Write on: Summer writing camp keeps students scrawling

Write on: Summer writing camp keeps students scrawling

Summer camp teacher Jeff Lawton discusses the importance of brainstorming and his own personal experiences with writing during the RIWP North Providence summer writing camp. (Breeze photos by Jackie Roman)

NORTH PROVIDENCE – It was a sleepy summer scene outside North Providence High School last Thursday, but inside the school, past the dimmed cafeteria and empty hallways, two classrooms were filled with students opting to spend two weeks of their summer practicing creative writing.

The 20 students, ranging from kindergarten to 10th grade, were participants in the Rhode Island Writing Project’s summer camp – a program designed to explore individual writing interests and help young adults find value in their voice as a writer.

Aimee Ryan, an English teacher at North Providence High School, co-director of the Rhode Island Writing Project, and director of the NPHS summer writing camp, has been involved with the organization for eight years.

“For me, it’s been the best thing to be involved in as a teacher,” Ryan said last Thursday morning, July 20.

A typical day of writing camp begins at 9 a.m. with a 30-minute writing prompt or free-writing. The prompt changes depending on which classroom students are in – instructor Jane Allard teaches grades K through 3, and instructors Deanna Parrillo and Jeff Lawton head up a classroom with the older enrollees.

All instructors participate in the writing activities.

“When they’re writing, we’re writing,” Ryan said.

After the first prompt is completed, students are encouraged to share their work with the group.

“It’s really to get them to be confident in their voices,” Ryan said.

Following this exercise, the instructors usually lead a creative writing exercise. It might be poetry or a micro-memoir, or it could be a scavenger hunt. No matter what, “it’s always creative,” Ryan said.

Last week’s creative exercise asked students to write a 250-word story about a random object supplied to them. The students were asked to practice word association as a method of spurring story ideas.

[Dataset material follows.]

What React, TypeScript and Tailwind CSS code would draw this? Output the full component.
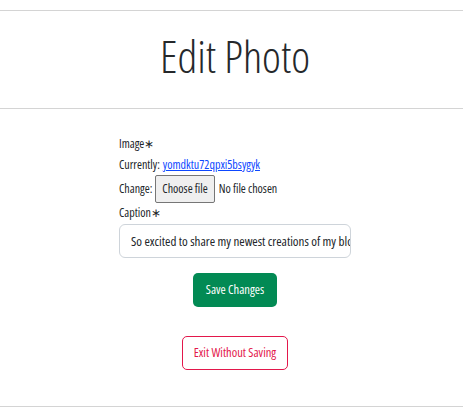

“I think the key is to just kind of stick with the brainstorming,” Parrillo told the class.

Parillo wrote her word association on the board to demonstrate: The word banana led her to “eating a snack,” then “bruises,” which led to “Baba’s legs bruised,” and, finally, “Baba’s chair” – with “Baba” referring to a grandparent.

Every day of writing camp also includes time for independent writing. Students can wander the halls and find a quiet space perfect for self-reflective writing.

Afterward, the group comes together for what is called the “author’s chair.”

During this time, students read their work and receive “warm and cold” feedback from peers. The exercise exposes students to constructive criticism as well as a support system.

At the end of the two weeks, students receive an anthology of everyone’s best work.

Ryan said participants usually leave feeling inspired.

“To be given two weeks of creative freedom ... it helps them fall in love with writing again,” Ryan said.

Some students return the following summer, once again opting to spend more time in the classroom than on the Cape.

Ryan said writing programs like this are important to continue funding alongside science, technology, engineering, and mathematics.

In particular, Ryan said, writing can help students process their own emotions and build confidence.

“It’s teaching them to value their ideas and find their voice,” she said.

Eli Kugler, left, works on a writing prompt alongside Mai Mancini and Max Parrillo.
Mia Osimboni, upcoming 5th-grader, unveils an object she will use as inspiration for writing a 250-word short story during writing camp.
RIWP North Providence High School summer writing camp director Aimee Ryan, above, reads her 250-word short story inspired by the object “potato.”
Elli O’Connell, soon to be a 2nd-grader, participates in the first writing prompt of the day at RIWP North Providence summer writing camp.